Here’s his thinking: If someone signs up for an RG tool, they’ve taken a step toward recognizing they have an issue. And once they’ve taken that step, the industry shouldn’t be allowed to lure them back with bonuses.
“If somebody takes a step toward recognizing that they have a problem,” he told me, “then the gambling industry has to take note of that and not try and overcome their will.”
He compared it to binge drinking. Wake up Monday morning, regret the weekend, call Alcoholics Anonymous. To Hutchinson, signing up for a deposit limit is the gambling version of that phone call.
I told him that’s not why I set my RG limits. I set them like I buy beer at the liquor store instead of Everclear; not because I have a problem, but to make sure I don’t develop one. Preventative, not reactive. (And still a lousy analogy, because there’s really nothing in the world that fits this situation.)

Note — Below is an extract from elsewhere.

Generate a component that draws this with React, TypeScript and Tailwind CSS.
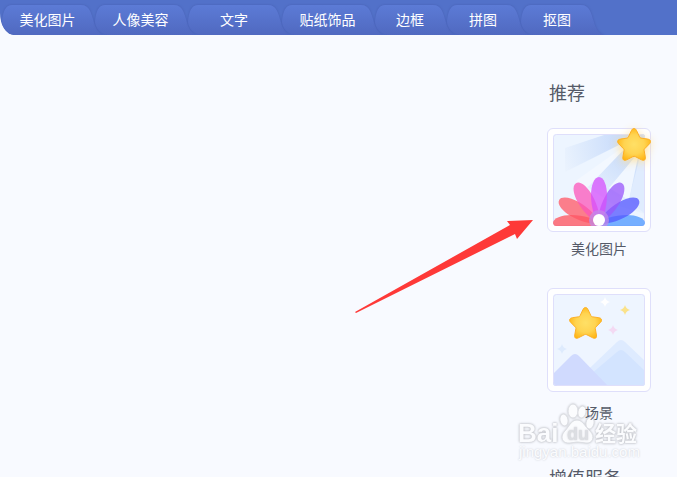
const TABS = [
  { label: '美化图片', width: 93, box: 'w-[93px]' },
  { label: '人像美容', width: 93, box: 'w-[93px]' },
  { label: '文字', width: 94, box: 'w-[94px]' },
  { label: '贴纸饰品', width: 93, box: 'w-[93px]' },
  { label: '边框', width: 72, box: 'w-[72px]' },
  { label: '拼图', width: 74, box: 'w-[74px]' },
  { label: '抠图', width: 74, box: 'w-[74px]' },
];

const STAR =
  'M17 1.500c1.200 0 2 .8 2.600 2.200l3 6.300c.3.700.7 1 1.400 1.100l6.800 1c3 .5 3.700 2.800 1.600 4.800l-4.700 4.800c-.5.500-.7 1-.6 1.600l1.200 6.600c.5 3-1.200 4.200-3.800 2.900l-6.200-3.200c-.8-.4-1.600-.4-2.400 0l-6.200 3.200c-2.600 1.300-4.300.1-3.800-2.900l1.200-6.600c.1-.6-.1-1.100-.6-1.600l-4.700-4.800C-.3 14.900.4 12.600 3.400 12.100l6.600-1c.7-.1 1.100-.4 1.400-1.100l3-6.300C15 2.300 15.800 1.500 17 1.500z';

const SPARKLE = 'M0-5Q1-1 5 0Q1 1 0 5Q-1 1-5 0Q-1-1 0-5z';

const PETAL =
  'M46 43C51 43 54 52 54 61C54 74 50 85 46 91C42 85 38 74 38 61C38 52 41 43 46 43z';

const PETALS = [
  { angle: -90, color: '#ff4f58' },
  { angle: 90, color: '#4c97ff' },
  { angle: -60, color: '#ff5664' },
  { angle: 60, color: '#5355ff' },
  { angle: -30, color: '#fb54ba' },
  { angle: 30, color: '#9855fb' },
  { angle: 0, color: '#d54ffc' },
];

const Defs = () => (
  <svg className="absolute size-0" aria-hidden="true">
    <defs>
      <linearGradient id="tab" x1="0" y1="0" x2="0" y2="1">
        <stop offset="0" stopColor="#5c7bd6" />
        <stop offset="1" stopColor="#5069c0" />
      </linearGradient>
      <radialGradient id="star" cx=".5" cy=".5" r=".55">
        <stop offset="0" stopColor="#ffe066" />
        <stop offset=".55" stopColor="#ffd451" />
        <stop offset="1" stopColor="#ffb514" />
      </radialGradient>
      <radialGradient id="shade" gradientUnits="userSpaceOnUse" cx="84" cy="6" r="80">
        <stop offset="0" stopColor="#bfd5fa" />
        <stop offset=".5" stopColor="#d6e5fc" />
        <stop offset="1" stopColor="#ecf4fe" />
      </radialGradient>
      <clipPath id="flower">
        <rect width="92" height="92" rx="3" />
      </clipPath>
    </defs>
  </svg>
);

type TabProps = { label: string; width: number; box: string };

const Tab = ({ label, width: w, box }: TabProps) => (
  <button type="button" className={`relative h-[30px] pb-[2px] text-sm text-white ${box}`}>
    <svg
      className="absolute top-0 left-px -z-10 h-[30px] overflow-visible drop-shadow-[0_0_1px_#4860b4]"
      width={w + 12}
      height="30"
      aria-hidden="true"
    >
      <path
        d={`M10 0H${w - 14}C${w - 5} 0 ${w - 4} 8 ${w - 1} 17C${w + 1} 24 ${w + 4} 29 ${w + 10} 30H12C4 28 0 22 0 16C1 7 3 0 10 0z`}
        fill="url(#tab)"
      />
    </svg>
    {label}
  </button>
);

const Star = ({ className }: { className: string }) => (
  <svg className={className} viewBox="0 0 34 34" aria-hidden="true">
    <path d={STAR} fill="url(#star)" stroke="#fcae25" strokeWidth="1" />
  </svg>
);

const Frame = () => (
  <rect x="0.5" y="0.5" width="91" height="91" rx="3" fill="none" stroke="#dfdffb" />
);

const FlowerArt = () => (
  <svg viewBox="0 0 92 92" className="block size-full" aria-hidden="true">
    <g clipPath="url(#flower)">
      <rect width="92" height="92" fill="#edf5ff" />
      <path d="M92 0H54L12 14V38L33 52L60 70L92 80z" fill="url(#shade)" />
      <path d="M80 4L12 38V52L24 60z" fill="#edf5ff" />
      <path d="M80 6L24 46L20 62L36 52z" fill="#f3f8ff" />
      <path d="M86 18L56 54L76 66z" fill="#f1f7ff" />
      <path d="M88 18L76 66L92 80V18z" fill="#e0ecfe" />
      <Frame />
      {PETALS.map((petal) => (
        <path
          key={petal.angle}
          d={PETAL}
          transform={`rotate(${petal.angle} 46 89)`}
          fill={petal.color}
          fillOpacity=".75"
        />
      ))}
    </g>
    <circle cx="46" cy="86" r="10" fill="#c28be8" fillOpacity=".75" />
    <circle cx="46" cy="86" r="6" fill="#fff" />
  </svg>
);

const SceneArt = () => (
  <svg viewBox="0 0 92 92" className="block size-full rounded-[3px]" aria-hidden="true">
    <rect width="92" height="92" fill="#eef5ff" />
    <path d="M18 92L64 48Q68 44 72 48L92 67V92z" fill="#deebff" />
    <path d="M30 92L38 80L64 58Q68 54 72 58L92 77V92z" fill="#d3e4ff" />
    <path d="M0 80L18 62Q22 58 26 62L55 92H0z" fill="#d0dafe" />
    <path d={SPARKLE} transform="translate(52 8)" fill="#fff" />
    <path d={SPARKLE} transform="translate(72 16)" fill="#fae28b" />
    <path d={SPARKLE} transform="translate(60 36)" fill="#f3daf3" />
    <path d={SPARKLE} transform="translate(9 55)" fill="#deebfd" />
    <Frame />
  </svg>
);

const FRAME =
  'relative block size-[104px] rounded-md border border-[#dfdffb] bg-white p-[5px]';

const Arrow = () => (
  <svg
    className="absolute top-[219px] left-[355px] h-[95px] w-[179px]"
    viewBox="0 0 179 95"
    aria-hidden="true"
  >
    <path d="M178 1L162 20L160 15L1 94L0 93L155 6L152 2z" fill="#fe3938" />
  </svg>
);

const Watermark = () => (
  <div
    className="pointer-events-none absolute top-[404px] left-[519px] font-['Liberation_Sans','Noto_Sans_CJK_SC',sans-serif] text-[#fbfcfe] [text-shadow:0_0_2px_#c4c6cc]"
    aria-hidden="true"
  >
    <svg
      className="block h-[40px] w-[120px] overflow-visible drop-shadow-[0_0_1px_#c4c6cc]"
      viewBox="0 0 120 40"
    >
      <g fill="#fbfcfe" stroke="#dcdee3" strokeWidth="1">
        <ellipse cx="45" cy="16" rx="4" ry="6" transform="rotate(-12 45 16)" />
        <ellipse cx="54" cy="7" rx="5" ry="7" />
        <ellipse cx="63" cy="8" rx="4" ry="6" transform="rotate(12 63 8)" />
        <ellipse cx="71" cy="19" rx="4" ry="6" transform="rotate(12 71 19)" />
        <path d="M58 16C64 16 66 23 71 27C77 33 73 40 67 39Q58 37 51 39C43 40 41 33 45 28C50 23 52 16 58 16z" />
      </g>
      <text x="-1" y="38" className="text-[26px] font-bold" fill="#fbfcfe">Bai</text>
      <text x="76" y="37" className="text-[21px] font-bold" fill="#fbfcfe">经验</text>
      <text x="48" y="36" className="text-lg font-bold" fill="#dcdee2">du</text>
    </svg>
    <p className="text-[15px] leading-4">jingyan.baidu.com</p>
  </div>
);

const App = () => {
  return (
    <div className="relative h-screen overflow-hidden bg-[#f8faff] font-['Noto_Sans_CJK_SC',sans-serif] text-[#555a68]">
      <Defs />
      <Watermark />
      <nav className="isolate flex h-[35px] flex-row overflow-hidden rounded-bl-[14px_22px] bg-[#5271c9] pt-[5px] pl-px">
        {TABS.map((tab) => (
          <Tab key={tab.label} {...tab} />
        ))}
      </nav>
      <aside className="relative ml-auto flex w-[130px] flex-col pt-[45px]">
        <h2 className="pl-[2px] text-lg leading-6">推荐</h2>
        <button type="button" className="mt-6 w-[104px] text-sm">
          <span className={FRAME}>
            <FlowerArt />
            <Star className="absolute -top-[2px] -right-px size-[34px] drop-shadow-[0_2px_5px_#ffdf96]" />
          </span>
          <span className="mt-[5px] block leading-[22px]">美化图片</span>
        </button>
        <button type="button" className="mt-[29px] w-[104px] text-sm">
          <span className={FRAME}>
            <SceneArt />
            <Star className="absolute top-[17px] left-[21px] size-[33px]" />
          </span>
          <span className="mt-[9px] block leading-[22px]">场景</span>
        </button>
        <h2 className="mt-[42px] pl-[2px] text-lg leading-6">增值服务</h2>
      </aside>
      <Arrow />
    </div>
  );
};

export default App;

Anyway, he wasn’t buying it. As he sees it, using the tools is the line — put your photo on the door of the bar (his analogy) and you’re off-limits. Short of that, the industry can market to you. But my flip — making RG tool users the only ones eligible for bonuses — he called “extreme.”
I told him the bill, if passed, will cause people like me to strip our RG tools off just to keep the bonuses flowing. His response?
“Those are the people who don’t need it then,” he said. “But the people who do need it are going to be protected, and they’re going to keep them on.”
The guy who wrote the bill is admitting it will push some responsible gamblers to remove their guardrails. He just figures those people didn’t really need the guardrails anyway. Which is nonsense, because every single gambler knows tilt is never far away.
My fix, modesty aside, is brilliant. One word. NOT. That’s all it would take. And then you actually have a bill engineered to prevent problem gambling instead of a bill that punishes responsibility.
You get the smoke detector and the fire department.